Der 28-Jährige war von einem Bekannten unmittelbar nach dem tödlichen Schuss in eine ein einige Hundert Meter entfernte Polizeiinspektion chauffiert worden, wo er sich stellte. Es ist davon auszugehen, dass er weder Zeit noch Gelegenheit hatte, seine zuvor getragene Kleidung zu wechseln. Unmittelbar am Tatort hatten sich neben dem 28-Jährigen mehrere andere Männer befunden. Das Geschehen wurde von zwei völlig unbeteiligten Zeugen beobachtet, die in ihren polizeilichen Befragungen die Version des Mordverdächtigen stützten. Die beiden waren jedoch 40 bis 50 Meter weit entfernt, als der Schuss fiel.

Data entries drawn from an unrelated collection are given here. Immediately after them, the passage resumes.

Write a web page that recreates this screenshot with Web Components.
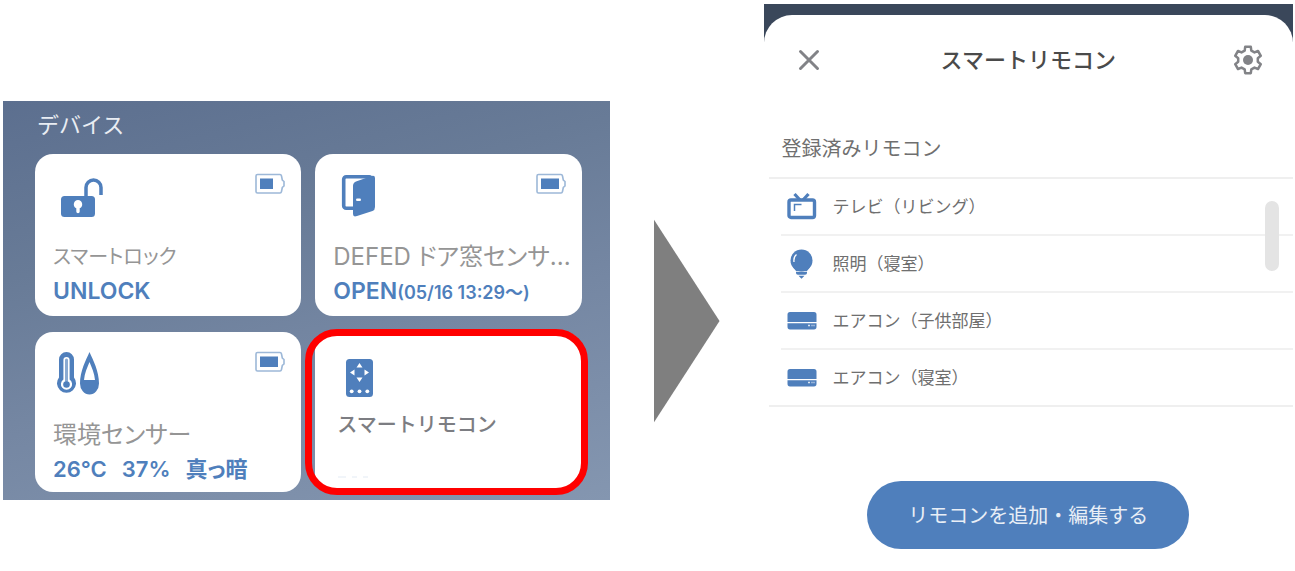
<!DOCTYPE html>
<html lang="ja">
<head>
<meta charset="UTF-8">
<title>スマートリモコン</title>
<style>
  body {
    margin: 0;
    background: #fff;
    font-family: Inter, "Noto Sans CJK JP", sans-serif;
  }
  .large {
    font-size: 23px;
  }
  .large small {
    font-size: 18px;
  }
</style>
</head>
<body>
<flow-page>
  <device-panel heading="デバイス">
    <device-card icon="lock" label="スマートロック" battery="13" small>
      <span class="large">UNLOCK</span>
    </device-card>
    <device-card icon="door" label="DEFED ドア窓センサ..." battery="18">
      <span class="large">OPEN<small>(05/16 13:29〜)</small></span>
    </device-card>
    <device-card icon="climate" label="環境センサー" battery="18">
      <span>26℃</span><span>37%</span><span>真っ暗</span>
    </device-card>
    <device-card icon="remote" label="スマートリモコン" highlighted></device-card>
  </device-panel>
  <flow-arrow></flow-arrow>
  <remote-sheet heading="スマートリモコン">
    <remote-row icon="tv">テレビ（リビング）</remote-row>
    <remote-row icon="bulb">照明（寝室）</remote-row>
    <remote-row icon="aircon">エアコン（子供部屋）</remote-row>
    <remote-row icon="aircon">エアコン（寝室）</remote-row>
  </remote-sheet>
</flow-page>

<script>
const BLUE = '#4f7fbc';

const ICONS = {
  lock: `<svg width="48" height="48" viewBox="0 0 48 48" fill="${BLUE}">
    <path d="M31 25V14.500a7.500 7.500 0 0 1 15 0V22" fill="none" stroke="${BLUE}" stroke-width="3.500"/>
    <rect x="6" y="23" width="34" height="21" rx="3.500"/>
    <path d="M23 27a4.300 4.300 0 0 1 1.700 8.200V38.500a1.700 1.700 0 0 1-3.400 0V35.200A4.300 4.300 0 0 1 23 27z" fill="#fff"/>
  </svg>`,
  door: `<svg width="48" height="48" viewBox="0 0 48 48">
    <rect x="8.700" y="3.700" width="28" height="31.600" rx="2.500" fill="#fff" stroke="${BLUE}" stroke-width="3.600"/>
    <path d="M18 13Q18 9.500 21 8.500L36.500 3Q40 2 40 5V34Q40 37 37.500 38L22 43Q18 44.500 18 41z" fill="${BLUE}"/>
    <rect x="21" y="25.500" width="5" height="2.600" rx="1.300" fill="#fff"/>
  </svg>`,
  climate: `<svg width="48" height="48" viewBox="0 0 48 48">
    <path d="M4 8.500a7.500 7.500 0 0 1 15 0V26.500a9.500 9.500 0 1 1-15 0z" fill="${BLUE}"/>
    <path d="M8.400 9a3.100 3.100 0 0 1 6.200 0V28.500a5.600 5.600 0 1 1-6.200 0z" fill="#fff"/>
    <path d="M11.500 9V30" stroke="#8aaad2" stroke-width="3" stroke-linecap="round"/>
    <circle cx="11.500" cy="33.500" r="3.300" fill="${BLUE}"/>
    <path d="M34.500 1C38 9 44 20 44 32.500A9.500 11 0 0 1 25 32.500C25 20 31 9 34.500 1z" fill="${BLUE}"/>
    <path d="M34.500 11C36.500 16 39.500 22 40 29H29C29.500 22 32.500 16 34.500 11z" fill="#fff"/>
  </svg>`,
  remote: `<svg width="48" height="48" viewBox="0 0 48 48">
    <rect x="7" y="8" width="27" height="38" rx="3.500" fill="${BLUE}"/>
    <path d="M20.500 12l3 4.500h-6zM20.500 31l3-4.500h-6zM11 21.500l4.500-3v6zM30 21.500l-4.500-3v6z" fill="#fff"/>
    <circle cx="12.700" cy="40.300" r="1.900" fill="#fff"/>
    <circle cx="20.500" cy="40.300" r="1.900" fill="#fff"/>
    <circle cx="28.300" cy="40.300" r="1.900" fill="#fff"/>
  </svg>`,
  tv: `<svg width="30" height="30" viewBox="0 0 30 30" fill="none" stroke="${BLUE}">
    <path d="M7.500 2l5.500 6M21.500 2l-5.500 6" stroke-width="3.200"/>
    <rect x="2" y="8" width="25.500" height="17.500" rx="2" stroke-width="3.400"/>
    <path d="M7.500 19v-6.500h7" stroke-width="1.500"/>
  </svg>`,
  bulb: `<svg width="30" height="30" viewBox="0 0 30 30" fill="${BLUE}">
    <circle cx="14.500" cy="11.500" r="11"/>
    <path d="M6 18h17l-3 4H9zM9 22.800h11v1.200q0 1.500-2 1.800h-7q-2-.3-2-1.800zM11.500 26.800h6l-3 3z"/>
    <path d="M7 13c-.5-4 .5-6 2.500-7.500" fill="none" stroke="#fff" stroke-width="1.300"/>
  </svg>`,
  aircon: `<svg width="30" height="30" viewBox="0 0 30 30" fill="${BLUE}">
    <path d="M.500 8.500q0-2.500 2.500-2.500h24q2.500 0 2.500 2.500V16H.500zM.500 17.300h29v3.500q0 2.700-2.500 2.700H3q-2.500 0-2.500-2.700z"/>
    <path d="M21 19.500h2M24.500 19.500h1M26.500 19.500h1" stroke="#dce6f2" stroke-width="1.300"/>
  </svg>`,
  close: `<svg width="30" height="30" viewBox="0 0 30 30">
    <path d="M6.500 6.500l17 17M23.500 6.500l-17 17" stroke="#828387" stroke-width="3" stroke-linecap="round"/>
  </svg>`,
  gear: `<svg width="30" height="30" viewBox="0 0 30 30">
    <path d="M11.700 5.600L12.200 1.800H17.800L18.300 5.600L21.500 7.400L25 6L27.800 10.800L24.800 13.200V16.800L27.800 19.200L25 24L21.500 22.600L18.300 24.400L17.800 28.200H12.200L11.700 24.400L8.500 22.600L5 24L2.200 19.200L5.200 16.800V13.200L2.200 10.800L5 6L8.500 7.400z"
      fill="none" stroke="#828387" stroke-width="2.500" stroke-linejoin="round"/>
    <circle cx="15" cy="15" r="5" fill="#828387"/>
  </svg>`
};

const batteryIcon = (level) => `<svg width="30" height="22" viewBox="0 0 30 22" aria-hidden="true">
  <path d="M2.500 1.500H25q1.200 0 1.500 1.500l.8 4 1.700 1.500v4.500l-1.700 1.500-.8 4Q26.200 20 25 20H2.500Q1 20 1 18.500V3Q1 1.500 2.500 1.500z" fill="none" stroke="#9db8d8" stroke-width="1.600"/>
  <rect x="5" y="5.500" width="${level}" height="10.500" fill="${BLUE}"/>
</svg>`;

class FlowPage extends HTMLElement {
  constructor() {
    super();
    this.attachShadow({ mode: 'open' });
    this.shadowRoot.innerHTML = `
      <style>
        :host {
          display: grid;
          grid-template-columns: minmax(0, 606fr) 66px minmax(0, 529fr);
          column-gap: 44px;
          align-items: start;
          padding: 4px 2px 0 3px;
        }
      </style>
      <slot></slot>
    `;
  }
}

class FlowArrow extends HTMLElement {
  constructor() {
    super();
    this.attachShadow({ mode: 'open' });
    this.shadowRoot.innerHTML = `
      <style>
        :host {
          display: block;
          margin-top: 215px;
          height: 204px;
          background: #7f7f7f;
          clip-path: polygon(0 0, 100% 50%, 0 100%);
        }
      </style>
    `;
  }
}

class DevicePanel extends HTMLElement {
  constructor() {
    super();
    this.attachShadow({ mode: 'open' });
    this.shadowRoot.innerHTML = `
      <style>
        :host {
          display: block;
          margin-top: 97px;
          padding: 8px 28px 8px 32px;
          background: linear-gradient(165deg, #5c6f8f 0%, #687b97 32%, #7587a3 60%, #8496b0 100%);
        }
        h2 {
          margin: 0 2px 13px;
          font-size: 22px;
          line-height: 32px;
          font-weight: 400;
          color: #e9edf3;
        }
        .cards {
          display: grid;
          grid-template-columns: repeat(2, minmax(0, 1fr));
          gap: 16px 14px;
        }
      </style>
      <h2>${this.getAttribute('heading')}</h2>
      <div class="cards"><slot></slot></div>
    `;
  }
}

class DeviceCard extends HTMLElement {
  constructor() {
    super();
    const level = this.getAttribute('battery');
    this.attachShadow({ mode: 'open' });
    this.shadowRoot.innerHTML = `
      <style>
        :host {
          position: relative;
          display: block;
          box-sizing: border-box;
          min-height: 160px;
          padding: 19px 8px 7px 18px;
          border-radius: 18px;
          background: #fff;
        }
        .top {
          display: flex;
          justify-content: space-between;
          align-items: flex-start;
          padding: 0 8px 0 2px;
          margin-bottom: 20px;
        }
        svg {
          display: block;
        }
        h3 {
          margin: 0;
          font-size: 24px;
          line-height: 32px;
          font-weight: 400;
          font-feature-settings: "palt";
          color: #959595;
          white-space: nowrap;
        }
        .state {
          display: flex;
          gap: 15px;
          margin-top: 2px;
          font-size: 22px;
          line-height: 32px;
          font-weight: 600;
          font-feature-settings: "palt";
          color: #4f7fbc;
          white-space: nowrap;
        }
        :host([small]) h3 {
          font-size: 20px;
        }
        :host([highlighted]) {
          padding-left: 22px;
        }
        :host([highlighted]) .top {
          margin-bottom: 10px;
        }
        :host([highlighted]) h3 {
          font-size: 20px;
          font-weight: 500;
          font-feature-settings: normal;
          color: #7c7d82;
        }
        :host([highlighted])::after {
          content: "";
          position: absolute;
          inset: -3px -6px -3px -10px;
          border: 7px solid #f00;
          border-radius: 32px;
        }
        .marks {
          margin-top: 35px;
        }
      </style>
      <div class="top">
        ${ICONS[this.getAttribute('icon')]}
        ${level ? batteryIcon(level) : ''}
      </div>
      <h3>${this.getAttribute('label')}</h3>
      ${this.hasAttribute('highlighted')
        ? '<svg class="marks" width="32" height="2"><path d="M1 1h8M15 1h5M26 1h5" stroke="#e3ebf4" stroke-width="1"/></svg>'
        : '<div class="state"><slot></slot></div>'}
    `;
  }
}

class RemoteRow extends HTMLElement {
  constructor() {
    super();
    this.setAttribute('role', 'listitem');
    this.attachShadow({ mode: 'open' });
    this.shadowRoot.innerHTML = `
      <style>
        :host {
          display: flex;
          align-items: center;
          gap: 16px;
          box-sizing: border-box;
          height: 57px;
          margin-left: 12px;
          padding-left: 6px;
          border-bottom: 2px solid #f1f1f1;
          font-size: 17px;
          line-height: 24px;
          color: #6f6f6f;
        }
        :host(:last-of-type) {
          height: 55px;
          border-bottom: 0;
        }
      </style>
      ${ICONS[this.getAttribute('icon')]}
      <span><slot></slot></span>
    `;
  }
}

class RemoteSheet extends HTMLElement {
  constructor() {
    super();
    this.attachShadow({ mode: 'open' });
    this.shadowRoot.innerHTML = `
      <style>
        :host {
          display: block;
          padding-top: 11px;
          background: linear-gradient(#3a475a, #3a475a) top / 100% 38px no-repeat;
        }
        .sheet {
          border-radius: 28px 28px 0 0;
          background: #fff;
        }
        header {
          display: flex;
          align-items: center;
          justify-content: space-between;
          height: 90px;
          padding: 0 30px;
        }
        h1 {
          margin: 0;
          font-size: 22px;
          line-height: 32px;
          font-weight: 500;
          color: #4a4a4a;
        }
        header button {
          padding: 0;
          border: 0;
          background: none;
          line-height: 0;
        }
        h2 {
          margin: 0;
          padding: 32px 18px 16px;
          font-size: 20px;
          line-height: 24px;
          font-weight: 400;
          color: #6f6f6f;
        }
        .list {
          position: relative;
          margin-left: 5px;
          border: solid #efefef;
          border-width: 2px 0;
        }
        .thumb {
          position: absolute;
          top: 22px;
          right: 14px;
          width: 14px;
          height: 70px;
          border-radius: 7px;
          background: #e4e4e4;
        }
        .add {
          display: block;
          width: 322px;
          height: 68px;
          margin: 74px auto 0;
          padding: 0 0 2px;
          border: 0;
          border-radius: 34px;
          background: #4f7fbc;
          color: #e8eef6;
          font: inherit;
          font-size: 20px;
        }
      </style>
      <div class="sheet">
        <header>
          <button aria-label="閉じる">${ICONS.close}</button>
          <h1>${this.getAttribute('heading')}</h1>
          <button aria-label="設定">${ICONS.gear}</button>
        </header>
        <h2>登録済みリモコン</h2>
        <div class="list" role="list">
          <slot></slot>
          <div class="thumb"></div>
        </div>
        <button class="add">リモコンを追加・編集する</button>
      </div>
    `;
  }
}

customElements.define('flow-page', FlowPage);
customElements.define('flow-arrow', FlowArrow);
customElements.define('device-panel', DevicePanel);
customElements.define('device-card', DeviceCard);
customElements.define('remote-row', RemoteRow);
customElements.define('remote-sheet', RemoteSheet);
</script>
</body>
</html>
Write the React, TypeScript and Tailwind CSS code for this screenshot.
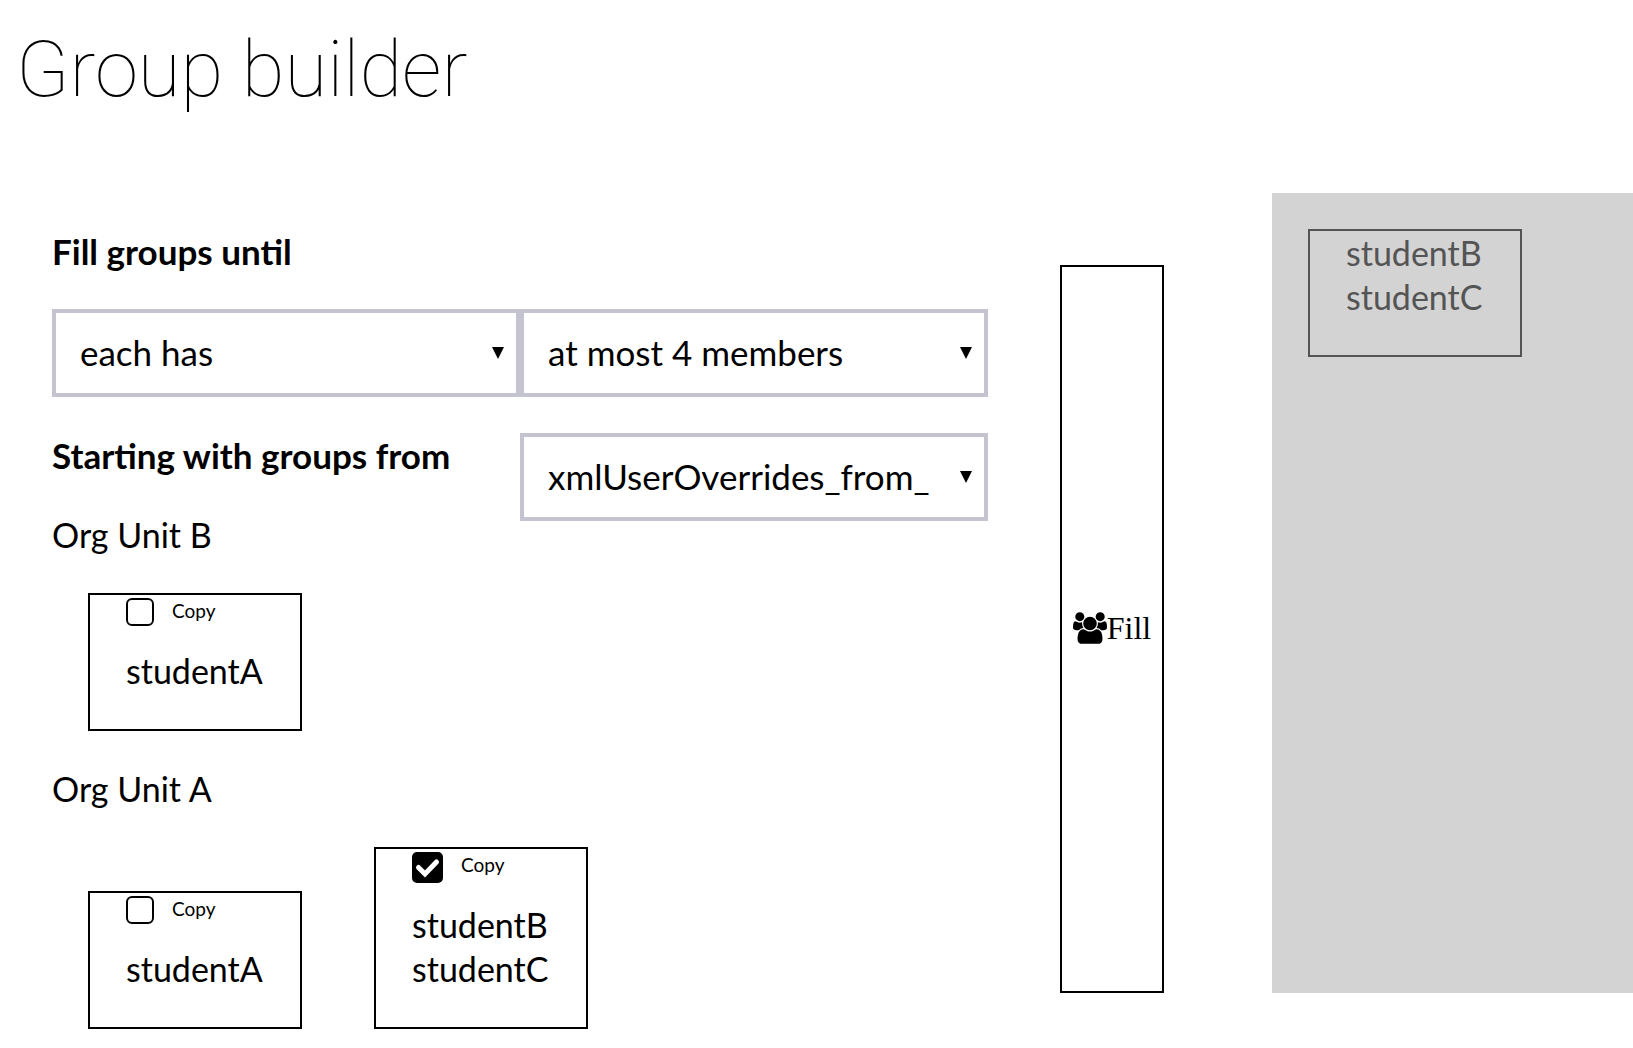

"Einer der ungewöhnlichsten Prozesse, in dem ich je vertreten habe"
Die Verteidiger des Angeklagten, Philipp Wolm und Werner Tomanek, haben mit diesem selbstverständlich das Gutachten des Schießsachverständigen besprochen. "Er hat es zur Kenntnis genommen", meinte Tomanek am Freitag. Es handle sich mit Sicherheit "um einen der ungewöhnlichsten Prozesse, in dem ich je vertreten habe", so der Jurist. Normalerweise hätten Gerichte "ja Täter zu überführen, die sagen, dass sie's nicht waren. Hier habe ich einen angeblichen Täter, der sich freiwillig stellt und wo sich dann herausstellt, dass er es wahrscheinlich nicht war."

Dass die Anklagebehörde in diesem Fall von Mord ausgeht, "ohne ordentlich ermittelt zu haben", ist für Tomanek schwer zu fassen. "Bei viel problematischeren Fallkonstellationen, etwa bei polizeilichem Waffengebrauch, wäre man bei so einer Beweislage nie auf die Idee gekommen, eine Anklage wegen Mordes zu erheben. Da hätte man wahrscheinlich einen Strafantrag wegen fahrlässiger Tötung unter besonders gefährlichen Verhältnissen eingebracht", bemerkte Tomanek.